#### [Exercise]
Scan the following material for the string "React" and copy each line in which it appears.

>>>

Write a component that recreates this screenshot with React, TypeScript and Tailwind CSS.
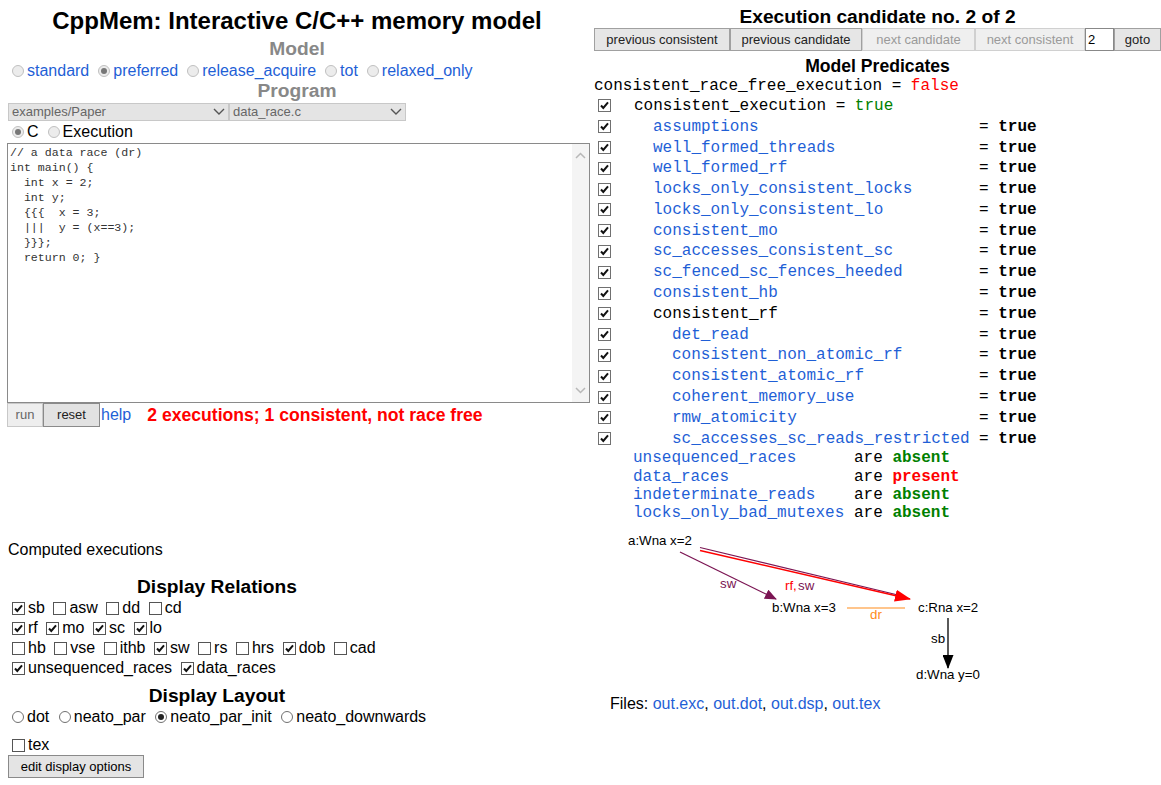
import React from "react";

const blue = "text-[#1f5fd6]";

const Check = ({ on, dark }: { on: boolean; dark?: boolean }) => (
  <span
    className={`inline-flex items-center justify-center w-[13px] h-[13px] shrink-0 bg-white border ${
      dark ? "border-[#707070]" : "border-[#555]"
    }`}
  >
    {on && (
      <svg width="11" height="11" viewBox="0 0 11 11">
        <path d="M2 5.5 L4.3 8 L9 2.3" fill="none" stroke="#111" strokeWidth="2" />
      </svg>
    )}
  </span>
);

const Radio = ({ on, soft }: { on: boolean; soft?: boolean }) => (
  <span
    className={`inline-flex items-center justify-center w-[12px] h-[12px] shrink-0 rounded-full border ${
      soft ? "border-[#c0c0c0] bg-[#ececec]" : "border-[#707070] bg-white"
    }`}
  >
    {on && <span className={`w-[6px] h-[6px] rounded-full ${soft ? "bg-[#777]" : "bg-[#222]"}`} />}
  </span>
);

const Chevron = () => (
  <svg width="12" height="8" viewBox="0 0 12 8">
    <path d="M1 1 L6 6 L11 1" fill="none" stroke="#555" strokeWidth="1.4" />
  </svg>
);

const code = `// a data race (dr)
int main() {
  int x = 2;
  int y;
  {{{  x = 3;
  |||  y = (x==3);
  }}};
  return 0; }`;

const relations: [string, boolean][][] = [
  [["sb", true], ["asw", false], ["dd", false], ["cd", false]],
  [["rf", true], ["mo", true], ["sc", true], ["lo", true]],
  [["hb", false], ["vse", false], ["ithb", false], ["sw", true], ["rs", false], ["hrs", false], ["dob", true], ["cad", false]],
  [["unsequenced_races", true], ["data_races", true]],
];

const preds: [string, number, boolean][] = [
  ["assumptions", 1, true],
  ["well_formed_threads", 1, true],
  ["well_formed_rf", 1, true],
  ["locks_only_consistent_locks", 1, true],
  ["locks_only_consistent_lo", 1, true],
  ["consistent_mo", 1, true],
  ["sc_accesses_consistent_sc", 1, true],
  ["sc_fenced_sc_fences_heeded", 1, true],
  ["consistent_hb", 1, true],
  ["consistent_rf", 1, false],
  ["det_read", 2, true],
  ["consistent_non_atomic_rf", 2, true],
  ["consistent_atomic_rf", 2, true],
  ["coherent_memory_use", 2, true],
  ["rmw_atomicity", 2, true],
  ["sc_accesses_sc_reads_restricted", 2, true],
];

const races: [string, boolean][] = [
  ["unsequenced_races", false],
  ["data_races", true],
  ["indeterminate_reads", false],
  ["locks_only_bad_mutexes", false],
];

const NavBtn = ({ label, w, off }: { label: string; w: string; off?: boolean }) => (
  <div
    className={`${w} h-[23px] flex items-center justify-center text-[13px] border ${
      off ? "bg-[#efefef] border-[#d0d0d0] text-[#9a9a9a]" : "bg-[#e6e6e6] border-[#a0a0a0] text-[#222]"
    }`}
  >
    {label}
  </div>
);

const Graph = () => (
  <svg width="567" height="165" className="block mt-[4px]" style={{ fontFamily: "'Liberation Sans', Arial, sans-serif" }}>
    <defs>
      <marker id="hp" markerWidth="12" markerHeight="10" refX="11" refY="5" orient="auto" markerUnits="userSpaceOnUse">
        <path d="M0 0 L12 5 L0 10 Z" fill="#7b1553" />
      </marker>
      <marker id="hr" markerWidth="16" markerHeight="12" refX="15" refY="6" orient="auto" markerUnits="userSpaceOnUse">
        <path d="M0 0 L16 6 L0 12 Z" fill="#ff0000" />
      </marker>
      <marker id="hk" markerWidth="14" markerHeight="11" refX="13" refY="5.5" orient="auto" markerUnits="userSpaceOnUse">
        <path d="M0 0 L14 5.5 L0 11 Z" fill="#000" />
      </marker>
    </defs>
    <g fontSize="13.3">
      <text x="34" y="19" fill="#000">a:Wna x=2</text>
      <text x="178" y="86" fill="#000">b:Wna x=3</text>
      <text x="324" y="86" fill="#000">c:Rna x=2</text>
      <text x="322" y="153" fill="#000">d:Wna y=0</text>
      <text x="126" y="62" fill="#7b1553">sw</text>
      <text x="191" y="64" fill="#ff0000">rf,</text>
      <text x="204" y="64" fill="#7b1553">sw</text>
      <text x="276" y="93" fill="#ff8c1a">dr</text>
      <text x="337" y="117" fill="#000">sb</text>
    </g>
    <line x1="86" y1="26" x2="182" y2="73" stroke="#7b1553" strokeWidth="1.3" markerEnd="url(#hp)" />
    <line x1="106" y1="21.5" x2="306" y2="69.5" stroke="#7b1553" strokeWidth="1.2" />
    <line x1="106" y1="24.5" x2="316" y2="73" stroke="#ff0000" strokeWidth="1.4" markerEnd="url(#hr)" />
    <line x1="253" y1="82" x2="311" y2="82" stroke="#ff8c1a" strokeWidth="1.2" />
    <line x1="354" y1="92" x2="354" y2="142" stroke="#000" strokeWidth="1.3" markerEnd="url(#hk)" />
  </svg>
);

export default function App() {
  return (
    <div className="w-[1161px] h-[785px] bg-white flex text-[16px] text-black overflow-hidden" style={{ fontFamily: "'Liberation Sans', Arial, sans-serif" }}>
      {/* left column */}
      <div className="w-[594px] shrink-0 flex flex-col">
        <h1 className="h-[39px] flex items-center justify-center text-[24px] font-bold pt-[2px]">
          CppMem: Interactive C/C++ memory model
        </h1>
        <div className="h-[21px] flex items-center justify-center text-[19.2px] font-bold text-[#888]">Model</div>
        <div className={`h-[21px] flex items-center pl-[8px] ${blue}`}>
          {["standard", "preferred", "release_acquire", "tot", "relaxed_only"].map((m) => (
            <span key={m} className="flex items-center ml-[4px] mr-[5px]">
              <Radio on={m === "preferred"} soft />
              <span className="ml-[3px]">{m}</span>
            </span>
          ))}
        </div>
        <div className="h-[21px] flex items-center justify-center text-[19.2px] font-bold text-[#888]">Program</div>
        <div className="mt-[1px] h-[18px] flex pl-[8px]">
          <div className="w-[221px] h-[18px] flex items-center justify-between px-[3px] bg-[#e4e4e4] border border-[#c8c8c8] text-[13px] text-[#666]">
            examples/Paper <Chevron />
          </div>
          <div className="w-[177px] h-[18px] flex items-center justify-between px-[3px] bg-[#e4e4e4] border border-[#c8c8c8] text-[13px] text-[#666]">
            data_race.c <Chevron />
          </div>
        </div>
        <div className="h-[21px] flex items-center pl-[8px]">
          <span className="flex items-center ml-[4px]">
            <Radio on soft />
            <span className="ml-[3px]">C</span>
          </span>
          <span className="flex items-center ml-[9px]">
            <Radio on={false} soft />
            <span className="ml-[3px]">Execution</span>
          </span>
        </div>
        <div className="mt-[1px] ml-[7px] w-[583px] h-[260px] border border-[#8a8a8a] bg-white flex">
          <pre className="flex-1 pl-[2px] pt-[1px] text-[11.6px] leading-[15px] text-[#333]" style={{ fontFamily: "'Liberation Mono', 'Courier New', monospace" }}>
            {code}
          </pre>
          <div className="w-[17px] bg-[#f4f4f4] flex flex-col justify-between items-center py-[8px]">
            <svg width="11" height="7" viewBox="0 0 11 7"><path d="M1 6 L5.5 1.5 L10 6" fill="none" stroke="#b8b8b8" strokeWidth="1.5" /></svg>
            <svg width="11" height="7" viewBox="0 0 11 7"><path d="M1 1 L5.5 5.5 L10 1" fill="none" stroke="#b8b8b8" strokeWidth="1.5" /></svg>
          </div>
        </div>
        <div className="h-[24px] flex items-center pl-[7px]">
          <div className="w-[36px] h-[24px] flex items-center justify-center text-[13px] text-[#666] bg-[#eeeeee] border border-[#c8c8c8]">run</div>
          <div className="w-[57px] h-[24px] flex items-center justify-center text-[13px] text-[#222] bg-[#e2e2e2] border border-[#8a8a8a]">reset</div>
          <span className={`ml-[1px] ${blue}`}>help</span>
          <span className="ml-[16px] text-[17.6px] font-bold text-[#ff0000]">2 executions; 1 consistent, not race free</span>
        </div>
        <div className="mt-[114px] h-[18px] flex items-center pl-[8px]">Computed executions</div>
        <div className="ml-[8px] w-[418px] flex flex-col">
          <div className="mt-[17px] h-[22px] flex items-center justify-center text-[19.2px] font-bold">Display Relations</div>
          {relations.map((row, i) => (
            <div key={i} className="h-[20px] flex items-center">
              {row.map(([n, on]) => (
                <span key={n} className="flex items-center ml-[4px] mr-[4.5px]">
                  <Check on={on} />
                  <span className="ml-[3px]">{n}</span>
                </span>
              ))}
            </div>
          ))}
          <div className="mt-[7px] h-[22px] flex items-center justify-center text-[19.2px] font-bold">Display Layout</div>
          <div className="h-[20px] flex items-center">
            {["dot", "neato_par", "neato_par_init", "neato_downwards"].map((m) => (
              <span key={m} className="flex items-center ml-[4px] mr-[5.5px]">
                <Radio on={m === "neato_par_init"} />
                <span className="ml-[3px]">{m}</span>
              </span>
            ))}
          </div>
          <div className="mt-[8px] h-[20px] flex items-center">
            <span className="flex items-center ml-[4px]">
              <Check on={false} />
              <span className="ml-[3px]">tex</span>
            </span>
          </div>
          <div className="w-[136px] h-[23px] flex items-center justify-center text-[13px] bg-[#e4e4e4] border border-[#8a8a8a]">
            edit display options
          </div>
        </div>
      </div>

      {/* right column */}
      <div className="w-[567px] shrink-0 flex flex-col">
        <div className="h-[28px] pt-[4px] text-center text-[19.2px] leading-[25px] font-bold">Execution candidate no. 2 of 2</div>
        <div className="h-[23px] flex">
          <NavBtn label="previous consistent" w="w-[136px]" />
          <NavBtn label="previous candidate" w="w-[132px]" />
          <NavBtn label="next candidate" w="w-[113px]" off />
          <NavBtn label="next consistent" w="w-[110px]" off />
          <div className="w-[29px] h-[23px] border border-[#888] bg-white text-[13px] flex items-center pl-[2px]">2</div>
          <NavBtn label="goto" w="w-[47px]" />
        </div>
        <div className="mt-[5px] h-[20px] flex items-center justify-center text-[17.6px] font-bold">Model Predicates</div>
        <div style={{ fontFamily: "'Liberation Mono', 'Courier New', monospace" }}>
          <div className="h-[19.5px] flex items-center whitespace-pre">
            consistent_race_free_execution = <span className="text-[#ff0000]">false</span>
          </div>
          <div className="h-[20.8px] flex items-center pl-[4px] whitespace-pre">
            <Check on dark />
            <span className="ml-[23px]">
              consistent_execution = <span className="text-[#008000]">true</span>
            </span>
          </div>
          {preds.map(([n, lvl, isBlue]) => (
            <div key={n} className="h-[20.8px] flex items-center pl-[4px] whitespace-pre">
              <Check on dark />
              <span className={`w-[368px] ${lvl === 1 ? "pl-[42px]" : "pl-[61px]"} ${isBlue ? blue : ""}`}>{n}</span>
              <span>
                = <span className="font-bold">true</span>
              </span>
            </div>
          ))}
          {races.map(([n, bad]) => (
            <div key={n} className="h-[18.3px] flex items-center pl-[39px] whitespace-pre">
              <span className={`w-[221px] ${blue}`}>{n}</span>
              <span>
                are <span className={`font-bold ${bad ? "text-[#ff0000]" : "text-[#008000]"}`}>{bad ? "present" : "absent"}</span>
              </span>
            </div>
          ))}
        </div>
        <Graph />
        <div className="mt-[3px] h-[20px] flex items-center pl-[16px]">
          Files:&nbsp;<span className={blue}>out.exc</span>,&nbsp;<span className={blue}>out.dot</span>,&nbsp;
          <span className={blue}>out.dsp</span>,&nbsp;<span className={blue}>out.tex</span>
        </div>
      </div>
    </div>
  );
}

<<<

#### [Reply]
Write a component that recreates this screenshot with React, TypeScript and Tailwind CSS.
import React from "react";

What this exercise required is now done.